Jersey City Reservoir No. 3 is a decommissioned reservoir atop Bergen Hill in the Heights of Jersey City, Hudson County, New Jersey, United States, situated on approximately   just south of Pershing Field. It was built between 1871 and 1874 as part of the city's waterworks system designed to provide potable water to the city, including Ellis Island. Its perimeter wall is in the Egyptian Revival style and pump stations are in the Romanesque Revival style. The reservoir provided drinking water until the 1980s, when it was drained and abandoned for a larger reservoir at the Boonton Gorge.  Since that time, a mini-ecosystem has taken root behind the thick, 20-foot tall stone walls: trees, wildflowers, swans, great blue heron, peregrine falcons, and at the center a 6-acre (2.4 ha) lake. This urban wildlife preserve hosts numerous animal and plant species not otherwise found in an urban environment. It was listed on the state and the federal registers of historic places in 2012. Nearby Reservoir No. 1 was located on either side of Summit Avenue and has been demolished.

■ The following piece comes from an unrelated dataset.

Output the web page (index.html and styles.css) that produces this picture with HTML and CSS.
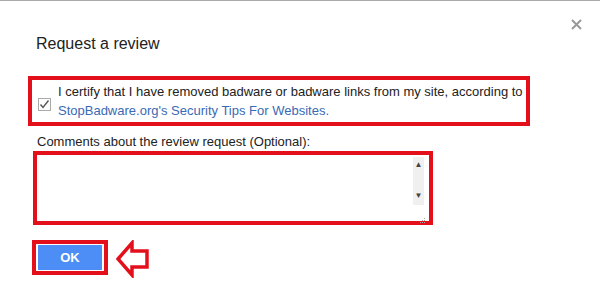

The Jersey City Reservoir Preservation Alliance, started in 2002, runs the maintenance and supervision programs necessary to keep the park open to the public every Saturday from May–October. The Alliance also runs summertime programming in arts, music, and recreation to bring new and returning community members to the space. The reservoir is also available for educational visits. The Alliance received the Ted Conrad “Preservationist of the Year” Award in 2005.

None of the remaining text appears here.